Product uniqueness matters. Investors are interested in how your solution stands out from competitors. Show them your product’s unique value proposition and why it’s necessary. This differentiation is vital in convincing investors of your startup’s potential.

Risk assessment is important. Investors weigh potential returns against risks. They want to see a clear path to profitability and growth. Demonstrating a solid Go-To-Market strategy and traction metrics can help mitigate perceived risks.

Understanding these factors helps you tailor your pitch to align with investor expectations. Showcase your startup’s potential and build investor confidence in your ability to deliver results.

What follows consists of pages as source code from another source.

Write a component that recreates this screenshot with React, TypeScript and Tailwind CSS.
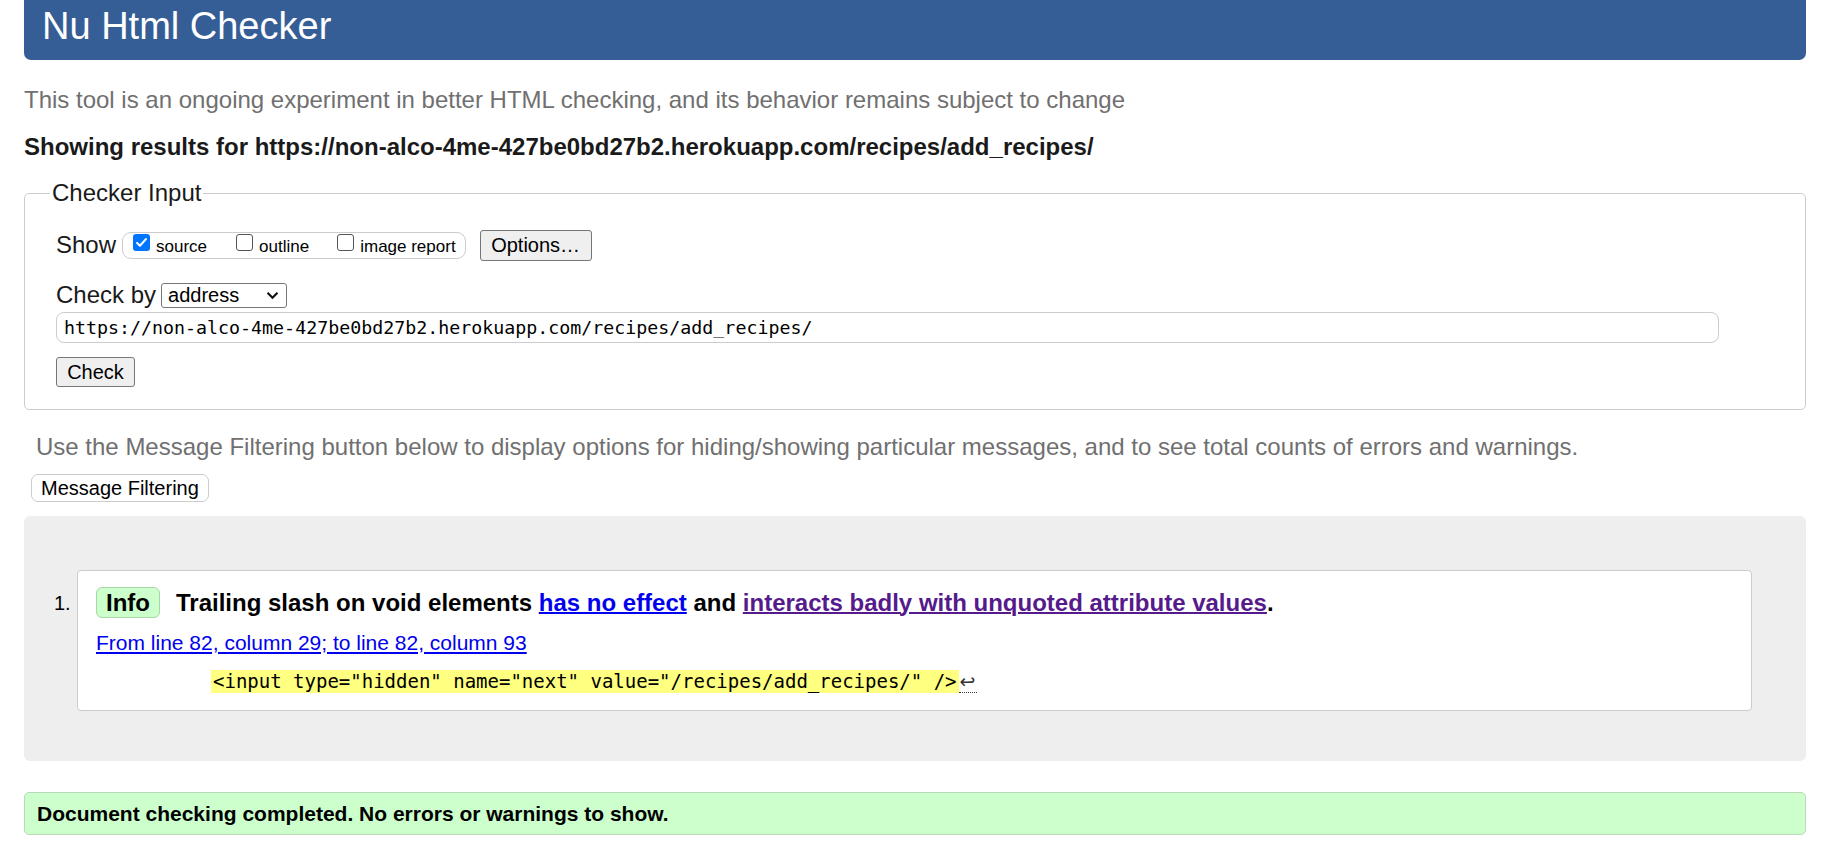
import React from 'react';

const Checkbox: React.FC<{ checked?: boolean }> = ({ checked }) =>
  checked ? (
    <span className="inline-flex h-[17px] w-[17px] shrink-0 items-center justify-center rounded-[3px] bg-[#0075ff]">
      <svg viewBox="0 0 16 16" className="h-[15px] w-[15px]">
        <path d="M3.2 8.4l3.1 3 6.4-7" fill="none" stroke="white" strokeWidth="2.2" strokeLinecap="round" strokeLinejoin="round" />
      </svg>
    </span>
  ) : (
    <span className="inline-block h-[17px] w-[17px] shrink-0 rounded-[3px] border border-[#555] bg-white" />
  );

const ShowOption: React.FC<{ label: string; checked?: boolean; className?: string }> = ({ label, checked, className }) => (
  <span className={`flex items-start ${className ?? ''}`}>
    <Checkbox checked={checked} />
    <span className="ml-[6px] mt-[3px] text-[17px] leading-[20px]">{label}</span>
  </span>
);

const App: React.FC = () => {
  return (
    <div className="min-h-[850px] bg-white pl-[24px] pr-[26px] font-['Liberation_Sans',Arial,sans-serif] text-black">
      <h1 className="h-[60px] rounded-b-[7px] bg-[#365e96] pl-[18px] text-[38px] leading-[52px] text-white">
        Nu Html Checker
      </h1>

      <p className="mt-[26px] text-[24px] leading-[28px] text-[#707070]">
        This tool is an ongoing experiment in better HTML checking, and its behavior remains subject to change
      </p>
      <p className="mt-[19px] text-[24px] font-bold leading-[28px] text-[#1a1a1a]">
        Showing results for https://non-alco-4me-427be0bd27b2.herokuapp.com/recipes/add_recipes/
      </p>

      <fieldset className="mt-[18px] rounded-[5px] border border-[#cccccc] pb-[22px] pl-[31px] pr-[86px]">
        <legend className="-ml-[6px] px-[2px] text-[24px] leading-[28px] text-[#1a1a1a]">Checker Input</legend>

        <div className="mt-[23px] flex h-[30px] items-center">
          <span className="text-[24px] leading-[28px] text-[#1a1a1a]">Show</span>
          <div className="ml-[6px] flex h-[27px] items-start rounded-[9px] border border-[#cccccc] pl-[10px] pr-[9px] pt-[1px]">
            <ShowOption label="source" checked />
            <ShowOption label="outline" className="ml-[29px]" />
            <ShowOption label="image report" className="ml-[28px]" />
          </div>
          <button className="ml-[14px] h-[31px] w-[112px] rounded-[3px] border border-[#767676] bg-[#efefef] text-[20px] leading-[24px]">
            Options…
          </button>
        </div>

        <div className="mt-[21px] flex h-[28px] items-center">
          <span className="text-[24px] leading-[28px] text-[#1a1a1a]">Check by</span>
          <div className="ml-[5px] flex h-[25px] w-[126px] items-center justify-between rounded-[3px] border border-[#767676] bg-white pl-[6px] pr-[7px]">
            <span className="text-[20px] leading-[24px]">address</span>
            <svg viewBox="0 0 14 10" className="h-[9px] w-[13px]">
              <path d="M1.5 2l5.5 5.5 5.5-5.5" fill="none" stroke="#111" strokeWidth="2.4" />
            </svg>
          </div>
        </div>

        <div className="mt-[3px] flex h-[31px] items-center rounded-[8px] border border-[#cccccc] pl-[7px] font-['DejaVu_Sans_Mono',monospace] text-[18.3px] leading-[22px]">
          https://non-alco-4me-427be0bd27b2.herokuapp.com/recipes/add_recipes/
        </div>

        <button className="mt-[14px] block h-[30px] w-[79px] rounded-[3px] border border-[#767676] bg-[#efefef] text-[20px] leading-[24px]">
          Check
        </button>
      </fieldset>

      <p className="mt-[23px] pl-[12px] text-[24px] leading-[28px] text-[#707070]">
        Use the Message Filtering button below to display options for hiding/showing particular messages, and to see total counts of errors and warnings.
      </p>

      <button className="ml-[7px] mt-[13px] block h-[28px] rounded-[7px] border border-[#cccccc] bg-white px-[9px] text-[20px] leading-[24px]">
        Message Filtering
      </button>

      <div className="mt-[14px] flex h-[245px] items-start rounded-[6px] bg-[#eeeeee] pl-[30px] pr-[54px] pt-[54px]">
        <span className="w-[23px] shrink-0 pt-[21px] text-[20px] leading-[24px]">1.</span>
        <div className="flex h-[141px] flex-1 flex-col rounded-[4px] border border-[#cccccc] bg-white pl-[18px] pt-[16px]">
          <div className="flex h-[31px] items-center">
            <span className="flex h-[31px] items-center rounded-[6px] border border-[#a8d8a8] bg-[#ccffcc] px-[9px] text-[24px] font-bold leading-[28px]">
              Info
            </span>
            <span className="ml-[16px] text-[24px] font-bold leading-[28px]">
              Trailing slash on void elements{' '}
              <a href="#" className="text-[#0000ee] underline decoration-2">has no effect</a>
              {' '}and{' '}
              <a href="#" className="text-[#551a8b] underline decoration-2">interacts badly with unquoted attribute values</a>
              .
            </span>
          </div>
          <a href="#" className="mt-[13px] self-start text-[21px] leading-[24px] text-[#0000ee] underline">
            From line 82, column 29; to line 82, column 93
          </a>
          <div className="ml-[115px] mt-[15px] flex h-[23px] items-stretch font-['DejaVu_Sans_Mono',monospace] text-[19px] leading-[23px]">
            <code className="bg-[#ffff80] px-[2px] font-['DejaVu_Sans_Mono',monospace]">{'<input type="hidden" name="next" value="/recipes/add_recipes/" />'}</code>
            <span className="flex items-center border-b border-dotted border-[#333] pl-[1px] pr-[2px] font-['DejaVu_Sans',sans-serif] text-[19px] leading-[22px] text-[#333]">↩</span>
          </div>
        </div>
      </div>

      <div className="mt-[31px] flex h-[43px] items-center rounded-[5px] border border-[#b9d9b9] bg-[#ccffcc] pl-[12px] text-[21px] font-bold leading-[24px]">
        Document checking completed. No errors or warnings to show.
      </div>
    </div>
  );
};

export default App;
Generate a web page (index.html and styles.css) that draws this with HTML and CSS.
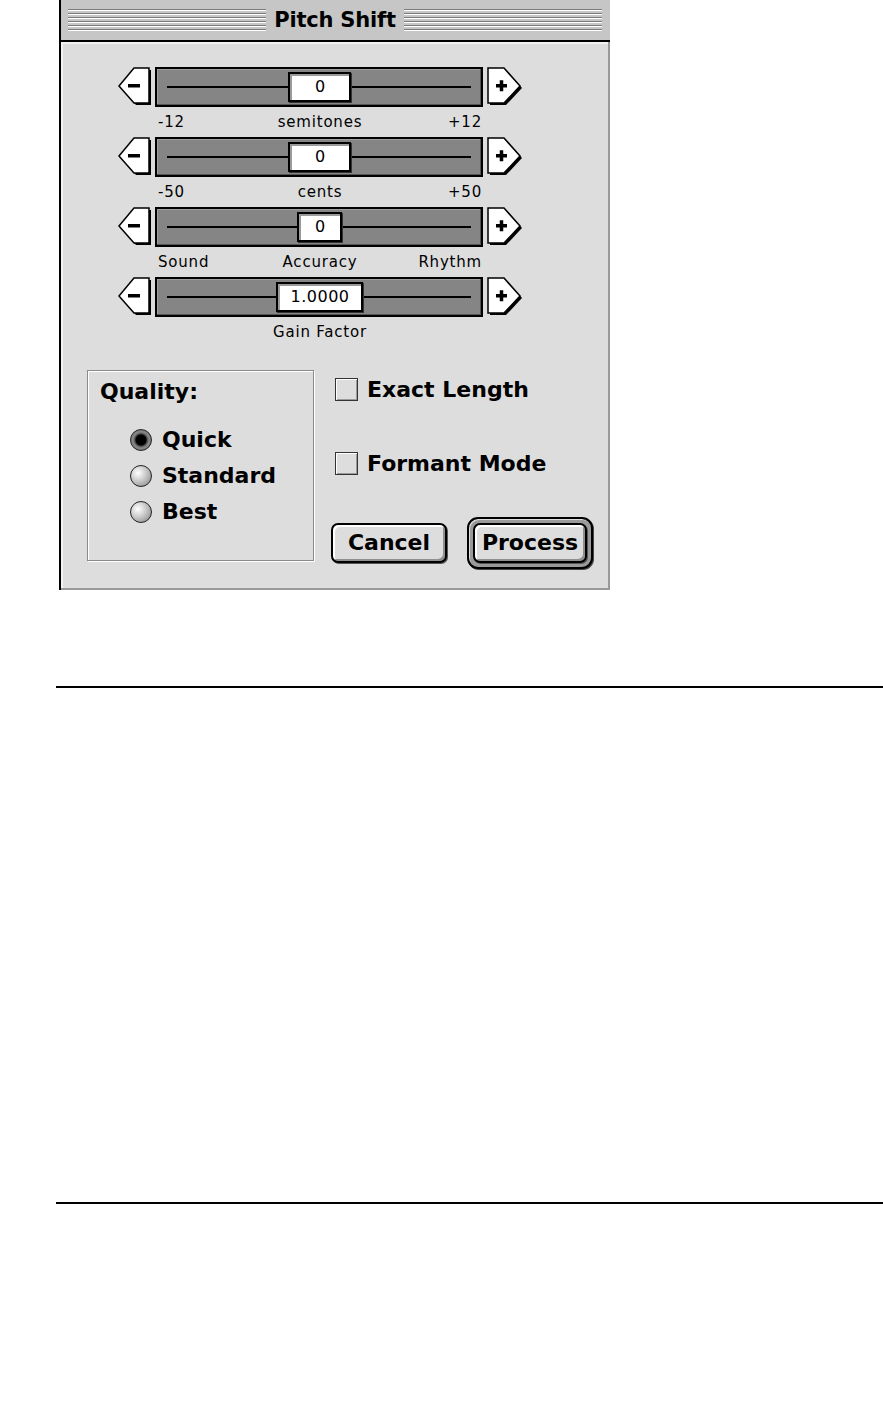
FILE: index.html
```html
<!DOCTYPE html>
<html lang="en">
<head>
  <meta charset="UTF-8">
  <meta name="viewport" content="width=device-width, initial-scale=1.0">
  <title>Pitch Shift</title>
  <link rel="stylesheet" href="styles.css">
</head>
<body>
<div class="window">
  <div class="titlebar">
    <span class="stripes"></span>
    <h1>Pitch Shift</h1>
    <span class="stripes"></span>
  </div>
  <div class="content">
    <div class="sliders">
      <div class="slider">
        <div class="slider-row">
          <svg class="arrow" width="36" height="40" viewBox="0 0 36 40"><polygon points="3,21 18,3 33,3 33,38 18,38" fill="#000"/><polygon points="1,19 16,1 31,1 31,36 16,36" fill="#fff" stroke="#000" stroke-width="1.5"/><rect x="10" y="17" width="12" height="3.5" fill="#000"/></svg>
          <div class="track"><div class="thumb">0</div></div>
          <svg class="arrow" width="36" height="40" viewBox="0 0 36 40"><polygon points="3,3 19,3 35,21 19,38 3,38" fill="#000"/><polygon points="1,1 17,1 33,19 17,36 1,36" fill="#fff" stroke="#000" stroke-width="1.5"/><rect x="9" y="17" width="11" height="3.5" fill="#000"/><rect x="12.75" y="13.25" width="3.5" height="11" fill="#000"/></svg>
        </div>
        <div class="labels"><span>-12</span><span>semitones</span><span>+12</span></div>
      </div>
      <div class="slider">
        <div class="slider-row">
          <svg class="arrow" width="36" height="40" viewBox="0 0 36 40"><polygon points="3,21 18,3 33,3 33,38 18,38" fill="#000"/><polygon points="1,19 16,1 31,1 31,36 16,36" fill="#fff" stroke="#000" stroke-width="1.5"/><rect x="10" y="17" width="12" height="3.5" fill="#000"/></svg>
          <div class="track"><div class="thumb">0</div></div>
          <svg class="arrow" width="36" height="40" viewBox="0 0 36 40"><polygon points="3,3 19,3 35,21 19,38 3,38" fill="#000"/><polygon points="1,1 17,1 33,19 17,36 1,36" fill="#fff" stroke="#000" stroke-width="1.5"/><rect x="9" y="17" width="11" height="3.5" fill="#000"/><rect x="12.75" y="13.25" width="3.5" height="11" fill="#000"/></svg>
        </div>
        <div class="labels"><span>-50</span><span>cents</span><span>+50</span></div>
      </div>
      <div class="slider">
        <div class="slider-row">
          <svg class="arrow" width="36" height="40" viewBox="0 0 36 40"><polygon points="3,21 18,3 33,3 33,38 18,38" fill="#000"/><polygon points="1,19 16,1 31,1 31,36 16,36" fill="#fff" stroke="#000" stroke-width="1.5"/><rect x="10" y="17" width="12" height="3.5" fill="#000"/></svg>
          <div class="track"><div class="thumb thumb-narrow">0</div></div>
          <svg class="arrow" width="36" height="40" viewBox="0 0 36 40"><polygon points="3,3 19,3 35,21 19,38 3,38" fill="#000"/><polygon points="1,1 17,1 33,19 17,36 1,36" fill="#fff" stroke="#000" stroke-width="1.5"/><rect x="9" y="17" width="11" height="3.5" fill="#000"/><rect x="12.75" y="13.25" width="3.5" height="11" fill="#000"/></svg>
        </div>
        <div class="labels"><span>Sound</span><span>Accuracy</span><span>Rhythm</span></div>
      </div>
      <div class="slider">
        <div class="slider-row">
          <svg class="arrow" width="36" height="40" viewBox="0 0 36 40"><polygon points="3,21 18,3 33,3 33,38 18,38" fill="#000"/><polygon points="1,19 16,1 31,1 31,36 16,36" fill="#fff" stroke="#000" stroke-width="1.5"/><rect x="10" y="17" width="12" height="3.5" fill="#000"/></svg>
          <div class="track"><div class="thumb thumb-wide">1.0000</div></div>
          <svg class="arrow" width="36" height="40" viewBox="0 0 36 40"><polygon points="3,3 19,3 35,21 19,38 3,38" fill="#000"/><polygon points="1,1 17,1 33,19 17,36 1,36" fill="#fff" stroke="#000" stroke-width="1.5"/><rect x="9" y="17" width="11" height="3.5" fill="#000"/><rect x="12.75" y="13.25" width="3.5" height="11" fill="#000"/></svg>
        </div>
        <div class="labels labels-single"><span>Gain Factor</span></div>
      </div>
    </div>

    <div class="bottom">
      <div class="quality">
        <div class="quality-title">Quality:</div>
        <div class="radios">
          <div class="radio-row"><span class="radio checked"></span>Quick</div>
          <div class="radio-row"><span class="radio"></span>Standard</div>
          <div class="radio-row"><span class="radio"></span>Best</div>
        </div>
      </div>
      <div class="options">
        <div class="check-row check-first"><span class="checkbox"></span>Exact Length</div>
        <div class="check-row check-second"><span class="checkbox"></span>Formant Mode</div>
        <div class="buttons">
          <button class="btn">Cancel</button>
          <div class="default-ring"><button class="btn">Process</button></div>
        </div>
      </div>
    </div>
  </div>
</div>
<div class="rule rule-first"></div>
<div class="rule rule-second"></div>
</body>
</html>
```

FILE: styles.css
```css
:root{
  --face:#dddddd;
  --title:#c6c6c6;
  --track:#858585;
  --ui:"DejaVu Sans","Liberation Sans",sans-serif;
}
*{box-sizing:border-box;}
body{margin:0;background:#fff;color:#000;font-family:var(--ui);}

.window{margin-left:59px;width:551px;border-left:2px solid #000;}
.titlebar{height:42px;background:var(--title);border-bottom:2px solid #000;display:flex;align-items:center;padding:0 8px 0 7px;}
.stripes{flex:1;height:23px;background:repeating-linear-gradient(to bottom,#7a7a7a 0 1px,#fff 1px 2px,transparent 2px 4px);}
.titlebar h1{margin:0 8px;font-size:21px;font-weight:700;line-height:40px;letter-spacing:-.2px;}

.content{height:548px;background:var(--face);border-right:2px solid #999;border-bottom:2px solid #999;box-shadow:inset 2px 2px 0 #f2f2f2;padding-top:25px;}

.sliders{padding-left:57px;}
.slider-row{display:flex;align-items:flex-start;height:40px;}
.arrow{display:block;flex:none;}
.slider-row .arrow:first-child{margin-right:1px;}
.slider-row .arrow:last-child{margin-left:4px;}
.track{width:328px;height:40px;border:2px solid #000;background:linear-gradient(#000,#000) center/calc(100% - 20px) 2px no-repeat,var(--track);box-shadow:inset -1px -1px 0 #555,inset 1px 1px 0 #a0a0a0;display:flex;align-items:center;justify-content:center;}
.thumb{width:63px;height:30px;background:#fff;border:2px solid #000;box-shadow:inset 2px 2px 0 #9a9a9a,1px 1px 0 #333;font-size:16px;line-height:26px;text-align:center;padding-left:2px;}
.thumb-narrow{width:45px;}
.thumb-wide{width:87px;letter-spacing:.5px;}

.labels{margin-left:37px;width:328px;height:30px;padding:5px 1px 0 3px;display:grid;grid-template-columns:1fr auto 1fr;font-size:15px;line-height:20px;letter-spacing:.8px;}
.labels span:last-child{justify-self:end;}
.labels-single{grid-template-columns:1fr;}
.labels-single span:last-child{justify-self:center;}

.bottom{display:flex;margin-top:23px;padding-left:26px;}
.quality{width:227px;height:191px;border:1px solid #8a8a8a;box-shadow:inset 1px 1px 0 #fff,1px 1px 0 #fff;padding:8px 0 0 12px;font-weight:700;font-size:22px;}
.quality-title{line-height:26px;}
.radios{margin-top:17px;padding-left:30px;}
.radio-row{display:flex;align-items:center;height:36px;line-height:36px;}
.radio{width:22px;height:22px;border-radius:50%;border:1.5px solid #222;background:radial-gradient(circle at 35% 35%,#fff 0,#cfcfcf 40%,#7f7f7f 100%);margin-right:10px;flex:none;}
.radio.checked{background:radial-gradient(circle,#000 0 5px,#444 6px,#8a8a8a 8px,#5a5a5a 100%);}

.options{margin-left:17px;font-weight:700;font-size:22px;}
.check-row{display:flex;align-items:center;height:26px;padding-left:4px;}
.check-first{margin-top:6px;}
.check-second{margin-top:48px;}
.checkbox{width:23px;height:23px;border:1.5px solid #333;background:var(--face);box-shadow:inset 1px 1px 0 #fff,inset -1px -1px 0 #9a9a9a;margin-right:9px;flex:none;}

.buttons{display:flex;align-items:center;gap:20px;margin-top:41px;}
.btn{width:116px;height:40px;border:2px solid #000;border-radius:7px;background:var(--face);box-shadow:inset 2px 2px 0 #fff,inset -2px -2px 0 #8f8f8f,1px 1px 0 #555;font-family:var(--ui);font-weight:700;font-size:22px;color:#000;padding:0;line-height:34px;}
.default-ring{width:126px;height:52px;border:2px solid #000;border-radius:11px;background:#9a9a9a;box-shadow:inset 1px 1px 0 #ddd,1px 1px 0 #444;padding:4px;}
.default-ring .btn{width:114px;}

.rule{margin-left:56px;height:2px;background:#000;}
.rule-first{margin-top:96px;}
.rule-second{margin-top:514px;}
```
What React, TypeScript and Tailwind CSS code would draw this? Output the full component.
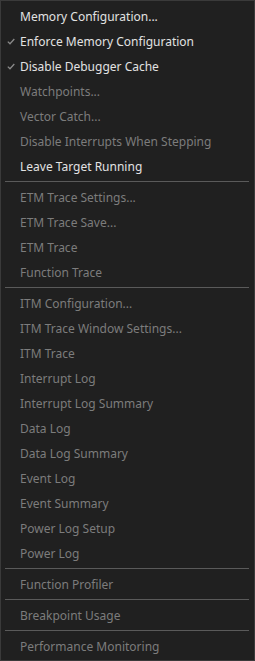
import React from "react";

type Item = { label: string; enabled?: boolean; checked?: boolean } | "sep";

const items: Item[] = [
  { label: "Memory Configuration...", enabled: true },
  { label: "Enforce Memory Configuration", enabled: true, checked: true },
  { label: "Disable Debugger Cache", enabled: true, checked: true },
  { label: "Watchpoints..." },
  { label: "Vector Catch..." },
  { label: "Disable Interrupts When Stepping" },
  { label: "Leave Target Running", enabled: true },
  "sep",
  { label: "ETM Trace Settings..." },
  { label: "ETM Trace Save..." },
  { label: "ETM Trace" },
  { label: "Function Trace" },
  "sep",
  { label: "ITM Configuration..." },
  { label: "ITM Trace Window Settings..." },
  { label: "ITM Trace" },
  { label: "Interrupt Log" },
  { label: "Interrupt Log Summary" },
  { label: "Data Log" },
  { label: "Data Log Summary" },
  { label: "Event Log" },
  { label: "Event Summary" },
  { label: "Power Log Setup" },
  { label: "Power Log" },
  "sep",
  { label: "Function Profiler" },
  "sep",
  { label: "Breakpoint Usage" },
  "sep",
  { label: "Performance Monitoring" },
];

function Check() {
  return (
    <svg width="8" height="7" viewBox="0 0 8 7" className="block">
      <path d="M0.8 3.6 L3 5.8 L7.3 1" fill="none" stroke="#8a8a8a" strokeWidth="1.3" />
    </svg>
  );
}

export default function App() {
  return (
    <div
      className="w-[255px] h-[661px] bg-[#202020] border border-[#3a3a3a] pt-[3px] pb-[1px] flex flex-col"
      style={{ fontFamily: '"Noto Sans", "Open Sans", sans-serif' }}
    >
      {items.map((it, i) =>
        it === "sep" ? (
          <div key={i} className="h-[6px] pt-[2px] pl-[4px] pr-[5px] shrink-0">
            <div className="h-px w-full bg-[#5a5a5a]" />
          </div>
        ) : (
          <div key={i} className="h-[25px] flex items-center shrink-0">
            <div className="w-[19px] flex justify-center pl-[1px]">
              {it.checked ? <Check /> : null}
            </div>
            <span
              className={
                "text-[12px] leading-none whitespace-nowrap " +
                (it.enabled ? "text-[#e2e2e2]" : "text-[#7c7c7c]")
              }
            >
              {it.label}
            </span>
          </div>
        )
      )}
    </div>
  );
}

Key Takeaways for SaaS Founders

Raising capital in 2025 requires SaaS founders to be adaptable and strategic. As the funding landscape evolves you’ll have to understand and incorporate this in your SaaS funding journey. Understanding current trends becomes crucial. Here’s a quick recap of the essentials every founder should focus on:

  1. Capital Efficiency: Prioritize efficient use of resources. Investors want to see a disciplined approach to spending and growth.
  2. Team Excellence: Highlight the strengths and readiness of your team. A capable team reassures investors about your ability to execute plans.
  3. Clear Go-To-Market Strategy: Develop and present a well-defined strategy for reaching your target customers. A strong plan is key to attracting investment.

Exploring alternative funding methods like bootstrapping can also be beneficial. This approach allows you to maintain full control and focus on sustainable growth without the pressure of external investors.

Aligning your strategy with investor expectations is vital in your SaaS funding journey. Keep the focus on scalable growth, a solid business model, and a clear path to profitability. Understanding what investors are looking for helps in tailoring your pitch and increasing your chances of success.

By embracing these insights, SaaS founders can navigate the complexities of raising capital in 2025. I know if you incorporate these principles you’ll be successful in your SaaS funding journey. Stay focused, be strategic, and keep building towards lasting success.